No caminho, ao pegarem um retão muito longo e plano, avistaram outro ciclista que pedalava uma magrela bem usada, dessas muito comuns. Resolveram aumentar a velocidade e acompanhar o rapaz para algumas perguntas sobre o trajeto a tomar. Mas ele, ao olhar para trás e avistar aqueles três sujeitos todo paramentados, forçou o pedal da sua Monark e disparou pela estrada. Por mais esforço que fizessem, os três ciclistas e suas modernas e apropriadas bicicletas não viram mais nem o vulto do colega que eles, pejorativamente, chamam “canela seca”. Ficaram na poeira, desmoralizados.
De outra vez, ao fazerem uma trilha nas imediações da capital, passaram por uma comunidade rural, onde um grupo de homens jogava conversa fora sob a copa de uma árvore. Ao avistarem aqueles jovens ciclistas passarem todos paramentados, bermuda, luvas, camiseta e capacete apropriados para a prática, um deles não se conteve e falou: “óia, aqueles abestados andam tudo enfeitado!”.
Para fechar a crônica, já que uma história puxa outra, meu filho, seguido de um grupo numeroso de amigos, resolveu fazer trilha pelo vizinho município de Altos. Iam em busca de uma cachoeira que fica em outro município vizinho, Alto Longá. E ao chegarem lá, deslumbrados com a água que caia do alto das pedras, resolveram tomar banho. Não demorou e apareceu um grupo de homens em um velho Chevete e anunciaram um assalto. Fizeram uma limpa. Levaram relógios, celulares e carteiras (quase sem dinheiro). Mas nem pensaram em levar com eles as bicicletas que valiam uma fortuna. Melhor para os meninos.

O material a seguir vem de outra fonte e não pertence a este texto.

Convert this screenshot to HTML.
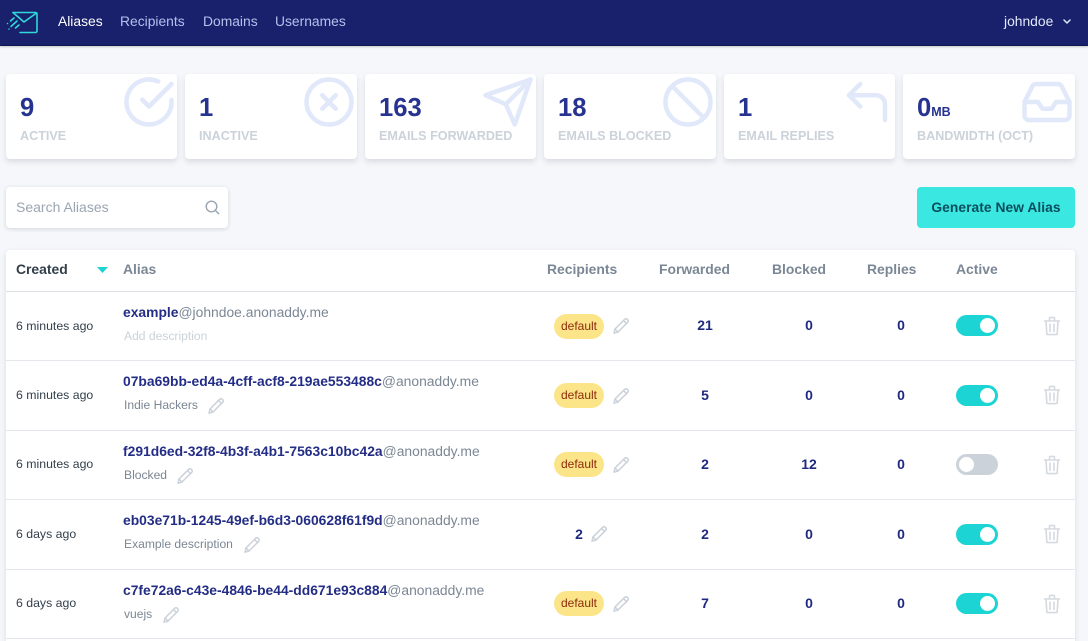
<!DOCTYPE html>
<html lang="en">
<head>
<meta charset="utf-8">
<title>Aliases</title>
<style>
*{box-sizing:border-box}
html,body{margin:0;padding:0;width:1088px;height:641px;overflow:hidden}
body{position:relative;background:#f5f7fa;font-family:"Liberation Sans",sans-serif;color:#323f4b}
.a{position:absolute;white-space:nowrap}
.nav{position:absolute;left:0;top:0;width:1088px;height:46px;background:#19216c;border-bottom:1px solid #0f1654;box-shadow:0 1px 2px rgba(0,0,0,.2)}
.nav .a{top:13px;font-size:13.85px;line-height:16px;color:#b3c1ed}
.card{position:absolute;top:74px;height:85px;background:#fff;border-radius:4px;box-shadow:0 3px 6px rgba(50,60,90,.14);overflow:hidden}
.card .n{position:absolute;left:14px;top:19px;font-size:25.6px;line-height:30px;font-weight:700;color:#263390}
.card .n small{font-size:12.5px}
.card .l{position:absolute;left:14px;top:54px;font-size:12.6px;line-height:16px;font-weight:700;color:#cbd2d9;white-space:nowrap}
.card svg{position:absolute;right:1px;top:1px;width:54px;height:54px;fill:none;stroke:#e0e8f9;stroke-width:2;stroke-linecap:round;stroke-linejoin:round}
.search{position:absolute;left:6px;top:187px;width:222px;height:41px;background:#fff;border-radius:4px;box-shadow:0 1px 4px rgba(50,60,90,.18)}
.btn{position:absolute;left:917px;top:187px;width:158px;height:41px;background:#3ae7e1;border-radius:4px;font-size:13.8px;font-weight:700;line-height:41px;text-align:center;color:#0a4d5c;letter-spacing:.05px}
.table{position:absolute;left:6px;top:250px;width:1069px;height:391px;background:#fff;box-shadow:0 2px 6px rgba(50,60,90,.14);border-radius:4px 4px 0 0}
.h{position:absolute;top:261px;font-size:13.9px;line-height:16px;font-weight:700;color:#7b8794;white-space:nowrap}
.hr{position:absolute;left:6px;width:1069px;height:1px;background:#e4e7eb}
.t{position:absolute;left:16px;font-size:12.3px;line-height:14px;color:#323f4b;white-space:nowrap}
.al{position:absolute;left:123px;font-size:13.86px;line-height:16px;color:#7b8794;white-space:nowrap}
.al b{color:#232d85}
.d{position:absolute;left:124px;font-size:12.1px;line-height:14px;color:#7b8794;white-space:nowrap}
.pill{position:absolute;left:554px;width:50px;height:25px;border-radius:13px;background:#fce588;color:#8d2b0b;font-size:12px;line-height:25px;text-align:center}
.num{position:absolute;width:40px;font-size:14px;line-height:16px;font-weight:700;color:#1f2980;text-align:center}
.tog{position:absolute;left:956px;width:42px;height:21px;border-radius:11px;background:#1cd4d4}
.tog i{position:absolute;right:3px;top:3px;width:15px;height:15px;border-radius:50%;background:#fff}
.tog.off{background:#cbd2d9}
.tog.off i{left:3px;right:auto}
.pen,.tr{position:absolute;fill:none;stroke:#cbd2d9;stroke-linecap:round;stroke-linejoin:round}
.pen{width:18px;height:18px;stroke-width:1.5}
.tr{left:1043px;width:18px;height:20px;stroke-width:1.6;stroke:#d5dae0}
</style>
</head>
<body>
<svg width="0" height="0" style="position:absolute">
<symbol id="p" viewBox="0 0 18 18"><path d="M2 16.2l1-4.2L12.8 2.2a1.6 1.6 0 0 1 2.3 0l.7.7a1.6 1.6 0 0 1 0 2.3L6 15z"/><path d="M3 12l3 3M11.5 3.5l3 3"/></symbol>
<symbol id="b" viewBox="0 0 18 20"><path d="M1.5 5h15M6.5 4.5V2.2c0-.5.3-.8.8-.8h3.4c.5 0 .8.3.8.8v2.3"/><path d="M3 5l.8 12.6c0 .6.5 1 1 1h8.4c.5 0 1-.4 1-1L15 5"/><path d="M7 8v7.5M11 8v7.5"/></symbol>
</svg>

<div class="nav">
<svg style="position:absolute;left:6px;top:11px" width="32" height="23" viewBox="0 0 32 23" fill="none" stroke="#2ed9d9" stroke-width="1.6" stroke-linecap="round" stroke-linejoin="round"><path d="M7 1.500h22.500a1.500 1.500 0 0 1 1.500 1.500v17a1.500 1.500 0 0 1-1.500 1.500H14"/><path d="M7 1.500l11 9.500L30.500 2"/><path d="M8 7l-3.500 3M11 10l-6 5.500M13 14l-3.500 3M1.500 12.500l0 0M3 18l0 0"/></svg>
<span class="a" style="left:58px;color:#fff">Aliases</span>
<span class="a" style="left:120px">Recipients</span>
<span class="a" style="left:203px">Domains</span>
<span class="a" style="left:275px">Usernames</span>
<span class="a" style="left:1004px;color:#e0e8f9">johndoe</span>
<svg style="position:absolute;left:1062px;top:18px" width="10" height="7" viewBox="0 0 10 7" fill="none" stroke="#e0e8f9" stroke-width="1.5" stroke-linecap="round" stroke-linejoin="round"><path d="M2 2l3 3 3-3"/></svg>
</div>

<div class="card" style="left:6px;width:171px"><div class="n">9</div><div class="l">ACTIVE</div>
<svg viewBox="0 0 24 24"><path d="M22 11.080V12a10 10 0 1 1-5.930-9.140"/><path d="M22 4L12 14.010l-3-3"/></svg></div>
<div class="card" style="left:185px;width:172px"><div class="n">1</div><div class="l">INACTIVE</div>
<svg viewBox="0 0 24 24"><circle cx="12" cy="12" r="10"/><path d="M15 9l-6 6M9 9l6 6"/></svg></div>
<div class="card" style="left:365px;width:171px"><div class="n">163</div><div class="l">EMAILS FORWARDED</div>
<svg viewBox="0 0 24 24"><path d="M22 2L11 13"/><path d="M22 2l-7 20-4-9-9-4z"/></svg></div>
<div class="card" style="left:544px;width:172px"><div class="n">18</div><div class="l">EMAILS BLOCKED</div>
<svg viewBox="0 0 24 24"><circle cx="12" cy="12" r="10"/><path d="M4.930 4.930l14.140 14.140"/></svg></div>
<div class="card" style="left:724px;width:171px"><div class="n">1</div><div class="l">EMAIL REPLIES</div>
<svg viewBox="0 0 24 24"><path d="M9 14L4 9l5-5"/><path d="M20 20v-7a4 4 0 0 0-4-4H4"/></svg></div>
<div class="card" style="left:903px;width:172px"><div class="n">0<small>MB</small></div><div class="l">BANDWIDTH (OCT)</div>
<svg viewBox="0 0 24 24"><path d="M22 12h-6l-2 3h-4l-2-3H2"/><path d="M5.450 5.110L2 12v6a2 2 0 0 0 2 2h16a2 2 0 0 0 2-2v-6l-3.450-6.890A2 2 0 0 0 16.760 4H7.240a2 2 0 0 0-1.790 1.110z"/></svg></div>

<div class="search">
<span class="a" style="left:10px;top:12px;font-size:14px;line-height:16px;color:#9aa5b1">Search Aliases</span>
<svg style="position:absolute;left:199px;top:13px" width="15" height="15" viewBox="0 0 15 15" fill="none" stroke="#9aa5b1" stroke-width="1.4" stroke-linecap="round"><circle cx="6.500" cy="6.500" r="5.300"/><path d="M10.500 10.500l3.200 3.200"/></svg>
</div>
<div class="btn">Generate New Alias</div>

<div class="table"></div>
<div class="h" style="left:16px;color:#323f4b">Created</div>
<svg style="position:absolute;left:97px;top:267px" width="11" height="6" viewBox="0 0 11 6"><path d="M0 0h11L5.500 6z" fill="#1cd4d4"/></svg>
<div class="h" style="left:123px">Alias</div>
<div class="h" style="left:547px">Recipients</div>
<div class="h" style="left:659px">Forwarded</div>
<div class="h" style="left:772px">Blocked</div>
<div class="h" style="left:867px">Replies</div>
<div class="h" style="left:956px">Active</div>
<div class="hr" style="top:291px;background:#dde1e6"></div>
<div class="hr" style="top:360px"></div>
<div class="hr" style="top:430px"></div>
<div class="hr" style="top:499px"></div>
<div class="hr" style="top:569px"></div>
<div class="hr" style="top:638px"></div>

<!-- row 1 -->
<div class="t" style="top:319px">6 minutes ago</div>
<div class="al" style="top:304px"><b>example</b>@johndoe.anonaddy.me</div>
<div class="d" style="top:329px;color:#cbd2d9">Add description</div>
<div class="pill" style="top:314px">default</div>
<svg class="pen" style="left:612px;top:317px"><use href="#p"/></svg>
<div class="num" style="left:685px;top:317px">21</div>
<div class="num" style="left:789px;top:317px">0</div>
<div class="num" style="left:881px;top:317px">0</div>
<div class="tog" style="top:315px"><i></i></div>
<svg class="tr" style="top:316px"><use href="#b"/></svg>

<!-- row 2 -->
<div class="t" style="top:388px">6 minutes ago</div>
<div class="al" style="top:373px"><b>07ba69bb-ed4a-4cff-acf8-219ae553488c</b>@anonaddy.me</div>
<div class="d" style="top:398px">Indie Hackers</div>
<svg class="pen" style="left:207px;top:397px"><use href="#p"/></svg>
<div class="pill" style="top:383px">default</div>
<svg class="pen" style="left:612px;top:387px"><use href="#p"/></svg>
<div class="num" style="left:685px;top:387px">5</div>
<div class="num" style="left:789px;top:387px">0</div>
<div class="num" style="left:881px;top:387px">0</div>
<div class="tog" style="top:385px"><i></i></div>
<svg class="tr" style="top:385px"><use href="#b"/></svg>

<!-- row 3 -->
<div class="t" style="top:457px">6 minutes ago</div>
<div class="al" style="top:443px"><b>f291d6ed-32f8-4b3f-a4b1-7563c10bc42a</b>@anonaddy.me</div>
<div class="d" style="top:468px">Blocked</div>
<svg class="pen" style="left:176px;top:467px"><use href="#p"/></svg>
<div class="pill" style="top:452px">default</div>
<svg class="pen" style="left:612px;top:456px"><use href="#p"/></svg>
<div class="num" style="left:685px;top:456px">2</div>
<div class="num" style="left:789px;top:456px">12</div>
<div class="num" style="left:881px;top:456px">0</div>
<div class="tog off" style="top:454px"><i></i></div>
<svg class="tr" style="top:455px"><use href="#b"/></svg>

<!-- row 4 -->
<div class="t" style="top:527px">6 days ago</div>
<div class="al" style="top:512px"><b>eb03e71b-1245-49ef-b6d3-060628f61f9d</b>@anonaddy.me</div>
<div class="d" style="top:537px">Example description</div>
<svg class="pen" style="left:243px;top:536px"><use href="#p"/></svg>
<div class="num" style="left:559px;top:526px">2</div>
<svg class="pen" style="left:590px;top:525px"><use href="#p"/></svg>
<div class="num" style="left:685px;top:526px">2</div>
<div class="num" style="left:789px;top:526px">0</div>
<div class="num" style="left:881px;top:526px">0</div>
<div class="tog" style="top:524px"><i></i></div>
<svg class="tr" style="top:524px"><use href="#b"/></svg>

<!-- row 5 -->
<div class="t" style="top:596px">6 days ago</div>
<div class="al" style="top:582px"><b>c7fe72a6-c43e-4846-be44-dd671e93c884</b>@anonaddy.me</div>
<div class="d" style="top:607px">vuejs</div>
<svg class="pen" style="left:162px;top:606px"><use href="#p"/></svg>
<div class="pill" style="top:591px">default</div>
<svg class="pen" style="left:612px;top:595px"><use href="#p"/></svg>
<div class="num" style="left:685px;top:595px">7</div>
<div class="num" style="left:789px;top:595px">0</div>
<div class="num" style="left:881px;top:595px">0</div>
<div class="tog" style="top:593px"><i></i></div>
<svg class="tr" style="top:594px"><use href="#b"/></svg>
</body>
</html>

O certo disso tudo, é que pedalar uma magrela dessas é um hábito bastante saudável e que, muito a propósito, vem fazendo sucesso novamente.

2 comentários:

  1. Beleza, Dr. Araújo. Bem lembrado, da nossa magrela. A Maior alegria que tive, mais de quando comprei uma hilux ok, foi quando adquiri uma, em 1973 (monork verde). Muito me ajudarou a arranjar uma paquera na Praça Saraiva. Abr.